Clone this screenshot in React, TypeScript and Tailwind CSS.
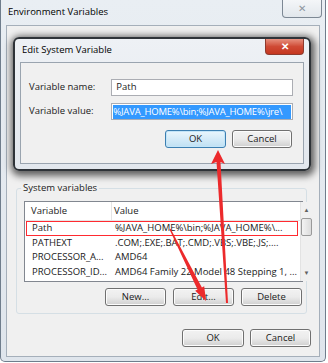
import React from "react";

const font = { fontFamily: '"Open Sans", "Noto Sans", Arial, sans-serif' };

const WinButton = ({ label, focused = false, w = "w-[61px]" }: { label: string; focused?: boolean; w?: string }) => (
  <div
    className={`${w} h-[18px] rounded-[3px] border flex items-center justify-center text-[9.5px] text-[#1a1a1a] ${
      focused
        ? "border-[#3c7fb1] bg-gradient-to-b from-[#eaf6fd] to-[#bfe0f3] shadow-[inset_0_0_0_1px_#c3e5f8]"
        : "border-[#707070] bg-gradient-to-b from-[#f2f2f2] via-[#ebebeb] to-[#cfcfcf] shadow-[inset_0_0_0_1px_#fcfcfc]"
    }`}
  >
    {label}
  </div>
);

const rows = [
  { name: "Path", value: "%JAVA_HOME%\\bin;%JAVA_HOME%\\...", marked: true },
  { name: "PATHEXT", value: ".COM;.EXE;.BAT;.CMD;.VBS;.VBE;.JS;...." },
  { name: "PROCESSOR_A...", value: "AMD64" },
  { name: "PROCESSOR_ID...", value: "AMD64 Family 22 Model 48 Stepping 1, ..." },
];

const Arrows = () => (
  <svg className="absolute inset-0 pointer-events-none" width="328" height="363" viewBox="0 0 328 363">
    {/* up arrow to the OK button */}
    <polygon points="218,150 225,164 220.5,162 228,303 226,303 216.5,162 211,164" fill="#ec2a2c" />
    {/* diagonal arrow to Edit... */}
    <polygon
      points="170.6,228.7 201.9,287.4 204.2,286.3 206,301 195.2,290.7 197.5,289.6 169.4,229.3"
      fill="#ec2a2c"
    />
  </svg>
);

export default function App() {
  return (
    <div className="relative w-[328px] h-[363px] overflow-hidden bg-white" style={font}>
      {/* Environment Variables window */}
      <div className="relative w-[326px] h-[362px] border-l border-r border-b border-[#6f7d8c] rounded-b-[5px] bg-gradient-to-b from-[#e9eef3] to-[#dfe5ec] flex flex-col px-[5px] pb-[4px]">
        <div className="h-[25px] flex items-center pl-[2px] text-[9.5px] text-black">Environment Variables</div>
        <div className="absolute top-0 right-[3px] w-[40px] h-[18px] border border-t-0 border-[#7d8894] rounded-b-[4px] bg-gradient-to-b from-[#f4f6f8] to-[#e2e7ec] flex items-center justify-center text-[10px] text-[#8d96a0]">
          ✕
        </div>

        <div className="flex-1 border border-[#a5afba] bg-[#f0f0f0] flex flex-col">
          {/* System variables group */}
          <div className="relative mt-[162px] ml-[9px] w-[291px] h-[126px] border border-[#d5dfe5] rounded-[3px] pt-[12px] pl-[7px]">
            <div className="absolute top-[-8px] left-[4px] bg-[#f0f0f0] px-[2px] text-[9.5px] text-[#1a1a1a] leading-[14px]">
              System variables
            </div>
            <div className="w-[279px] h-[81px] border border-[#828790] bg-white flex">
              <div className="flex-1 flex flex-col text-[9.5px] text-[#1a1a1a]">
                <div className="h-[19px] flex items-center border-b border-[#e5e5e5] shrink-0">
                  <div className="w-[87px] pl-[6px] border-r border-[#e5e5e5] h-full flex items-center">Variable</div>
                  <div className="pl-[2px]">Value</div>
                </div>
                {rows.map((r) => (
                  <div
                    key={r.name}
                    className={`h-[14.5px] flex items-center whitespace-nowrap ml-[1px] mr-[2px] border ${
                      r.marked ? "border-[#ff2a30]" : "border-transparent"
                    }`}
                  >
                    <div className="w-[86px] pl-[5px] shrink-0">{r.name}</div>
                    <div className="pl-[2px]">{r.value}</div>
                  </div>
                ))}
              </div>
              <div className="w-[13px] border-l border-[#e3e3e3] bg-[#f0f0f0] flex flex-col items-center">
                <div className="h-[16px] flex items-center justify-center text-[6px] text-[#606060]">▲</div>
                <div className="w-[11px] h-[18px] rounded-[2px] border border-[#9a9a9a] bg-gradient-to-r from-[#f3f3f3] to-[#dcdcdc]" />
                <div className="flex-1" />
                <div className="h-[16px] flex items-center justify-center text-[6px] text-[#606060]">▼</div>
              </div>
            </div>
            <div className="mt-[6px] flex justify-end gap-[7px] pr-[4px]">
              <WinButton label="New..." w="w-[61px]" />
              <WinButton label="Edit..." w="w-[61px]" />
              <WinButton label="Delete" w="w-[61px]" />
            </div>
          </div>

          <div className="mt-[15px] flex justify-end gap-[6px] pr-[8px]">
            <WinButton label="OK" w="w-[62px]" />
            <WinButton label="Cancel" w="w-[61px]" />
          </div>
        </div>
      </div>

      {/* Edit System Variable dialog */}
      <div className="absolute left-[13px] top-[37px] w-[298px] h-[134px] rounded-[6px] border-2 border-[#2e3338] bg-gradient-to-b from-[#eef1f5] to-[#e2e7ed] shadow-[1px_2px_7px_3px_rgba(0,0,0,0.6)] flex flex-col px-[5px]">
        <div className="h-[23px] flex items-center pl-[2px] text-[9.5px] text-black">Edit System Variable</div>
        <div className="absolute top-0 right-[5px] w-[39px] h-[16px] rounded-b-[4px] border border-t-0 border-[#8e3a2e] bg-gradient-to-b from-[#e6907f] via-[#cf4a35] to-[#c5361f] flex items-center justify-center text-[10px] font-bold text-white">
          ✕
        </div>
        <div className="h-[102px] border border-[#9aa4af] bg-[#f0f0f0] flex flex-col pl-[8px] pt-[16px] pr-[10px] text-[9.5px] text-[#1a1a1a]">
          <div className="flex items-center">
            <div className="w-[83px]">Variable name:</div>
            <div className="w-[183px] h-[17px] border border-[#abadb3] bg-white flex items-center pl-[4px]">Path</div>
          </div>
          <div className="flex items-center mt-[7px]">
            <div className="w-[83px]">Variable value:</div>
            <div className="w-[183px] h-[17px] border border-[#abadb3] bg-white flex items-center px-[1px]">
              <span className="bg-[#3399ff] text-white whitespace-nowrap leading-[14px] w-full tracking-[-0.2px]">
                %JAVA_HOME%\bin;%JAVA_HOME%\jre\
              </span>
            </div>
          </div>
          <div className="mt-[10px] flex justify-end gap-[6px] pr-[1px]">
            <WinButton label="OK" focused w="w-[61px]" />
            <WinButton label="Cancel" w="w-[60px]" />
          </div>
        </div>
      </div>

      <Arrows />
    </div>
  );
}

=====

▶ STATED EXERCISE: Restate the data above word for word. Skip every picture.

▶ ANSWER:
Clone this screenshot in React, TypeScript and Tailwind CSS.
import React from "react";

const font = { fontFamily: '"Open Sans", "Noto Sans", Arial, sans-serif' };

const WinButton = ({ label, focused = false, w = "w-[61px]" }: { label: string; focused?: boolean; w?: string }) => (
  <div
    className={`${w} h-[18px] rounded-[3px] border flex items-center justify-center text-[9.5px] text-[#1a1a1a] ${
      focused
        ? "border-[#3c7fb1] bg-gradient-to-b from-[#eaf6fd] to-[#bfe0f3] shadow-[inset_0_0_0_1px_#c3e5f8]"
        : "border-[#707070] bg-gradient-to-b from-[#f2f2f2] via-[#ebebeb] to-[#cfcfcf] shadow-[inset_0_0_0_1px_#fcfcfc]"
    }`}
  >
    {label}
  </div>
);

const rows = [
  { name: "Path", value: "%JAVA_HOME%\\bin;%JAVA_HOME%\\...", marked: true },
  { name: "PATHEXT", value: ".COM;.EXE;.BAT;.CMD;.VBS;.VBE;.JS;...." },
  { name: "PROCESSOR_A...", value: "AMD64" },
  { name: "PROCESSOR_ID...", value: "AMD64 Family 22 Model 48 Stepping 1, ..." },
];

const Arrows = () => (
  <svg className="absolute inset-0 pointer-events-none" width="328" height="363" viewBox="0 0 328 363">
    {/* up arrow to the OK button */}
    <polygon points="218,150 225,164 220.5,162 228,303 226,303 216.5,162 211,164" fill="#ec2a2c" />
    {/* diagonal arrow to Edit... */}
    <polygon
      points="170.6,228.7 201.9,287.4 204.2,286.3 206,301 195.2,290.7 197.5,289.6 169.4,229.3"
      fill="#ec2a2c"
    />
  </svg>
);

export default function App() {
  return (
    <div className="relative w-[328px] h-[363px] overflow-hidden bg-white" style={font}>
      {/* Environment Variables window */}
      <div className="relative w-[326px] h-[362px] border-l border-r border-b border-[#6f7d8c] rounded-b-[5px] bg-gradient-to-b from-[#e9eef3] to-[#dfe5ec] flex flex-col px-[5px] pb-[4px]">
        <div className="h-[25px] flex items-center pl-[2px] text-[9.5px] text-black">Environment Variables</div>
        <div className="absolute top-0 right-[3px] w-[40px] h-[18px] border border-t-0 border-[#7d8894] rounded-b-[4px] bg-gradient-to-b from-[#f4f6f8] to-[#e2e7ec] flex items-center justify-center text-[10px] text-[#8d96a0]">
          ✕
        </div>

        <div className="flex-1 border border-[#a5afba] bg-[#f0f0f0] flex flex-col">
          {/* System variables group */}
          <div className="relative mt-[162px] ml-[9px] w-[291px] h-[126px] border border-[#d5dfe5] rounded-[3px] pt-[12px] pl-[7px]">
            <div className="absolute top-[-8px] left-[4px] bg-[#f0f0f0] px-[2px] text-[9.5px] text-[#1a1a1a] leading-[14px]">
              System variables
            </div>
            <div className="w-[279px] h-[81px] border border-[#828790] bg-white flex">
              <div className="flex-1 flex flex-col text-[9.5px] text-[#1a1a1a]">
                <div className="h-[19px] flex items-center border-b border-[#e5e5e5] shrink-0">
                  <div className="w-[87px] pl-[6px] border-r border-[#e5e5e5] h-full flex items-center">Variable</div>
                  <div className="pl-[2px]">Value</div>
                </div>
                {rows.map((r) => (
                  <div
                    key={r.name}
                    className={`h-[14.5px] flex items-center whitespace-nowrap ml-[1px] mr-[2px] border ${
                      r.marked ? "border-[#ff2a30]" : "border-transparent"
                    }`}
                  >
                    <div className="w-[86px] pl-[5px] shrink-0">{r.name}</div>
                    <div className="pl-[2px]">{r.value}</div>
                  </div>
                ))}
              </div>
              <div className="w-[13px] border-l border-[#e3e3e3] bg-[#f0f0f0] flex flex-col items-center">
                <div className="h-[16px] flex items-center justify-center text-[6px] text-[#606060]">▲</div>
                <div className="w-[11px] h-[18px] rounded-[2px] border border-[#9a9a9a] bg-gradient-to-r from-[#f3f3f3] to-[#dcdcdc]" />
                <div className="flex-1" />
                <div className="h-[16px] flex items-center justify-center text-[6px] text-[#606060]">▼</div>
              </div>
            </div>
            <div className="mt-[6px] flex justify-end gap-[7px] pr-[4px]">
              <WinButton label="New..." w="w-[61px]" />
              <WinButton label="Edit..." w="w-[61px]" />
              <WinButton label="Delete" w="w-[61px]" />
            </div>
          </div>

          <div className="mt-[15px] flex justify-end gap-[6px] pr-[8px]">
            <WinButton label="OK" w="w-[62px]" />
            <WinButton label="Cancel" w="w-[61px]" />
          </div>
        </div>
      </div>

      {/* Edit System Variable dialog */}
      <div className="absolute left-[13px] top-[37px] w-[298px] h-[134px] rounded-[6px] border-2 border-[#2e3338] bg-gradient-to-b from-[#eef1f5] to-[#e2e7ed] shadow-[1px_2px_7px_3px_rgba(0,0,0,0.6)] flex flex-col px-[5px]">
        <div className="h-[23px] flex items-center pl-[2px] text-[9.5px] text-black">Edit System Variable</div>
        <div className="absolute top-0 right-[5px] w-[39px] h-[16px] rounded-b-[4px] border border-t-0 border-[#8e3a2e] bg-gradient-to-b from-[#e6907f] via-[#cf4a35] to-[#c5361f] flex items-center justify-center text-[10px] font-bold text-white">
          ✕
        </div>
        <div className="h-[102px] border border-[#9aa4af] bg-[#f0f0f0] flex flex-col pl-[8px] pt-[16px] pr-[10px] text-[9.5px] text-[#1a1a1a]">
          <div className="flex items-center">
            <div className="w-[83px]">Variable name:</div>
            <div className="w-[183px] h-[17px] border border-[#abadb3] bg-white flex items-center pl-[4px]">Path</div>
          </div>
          <div className="flex items-center mt-[7px]">
            <div className="w-[83px]">Variable value:</div>
            <div className="w-[183px] h-[17px] border border-[#abadb3] bg-white flex items-center px-[1px]">
              <span className="bg-[#3399ff] text-white whitespace-nowrap leading-[14px] w-full tracking-[-0.2px]">
                %JAVA_HOME%\bin;%JAVA_HOME%\jre\
              </span>
            </div>
          </div>
          <div className="mt-[10px] flex justify-end gap-[6px] pr-[1px]">
            <WinButton label="OK" focused w="w-[61px]" />
            <WinButton label="Cancel" w="w-[60px]" />
          </div>
        </div>
      </div>

      <Arrows />
    </div>
  );
}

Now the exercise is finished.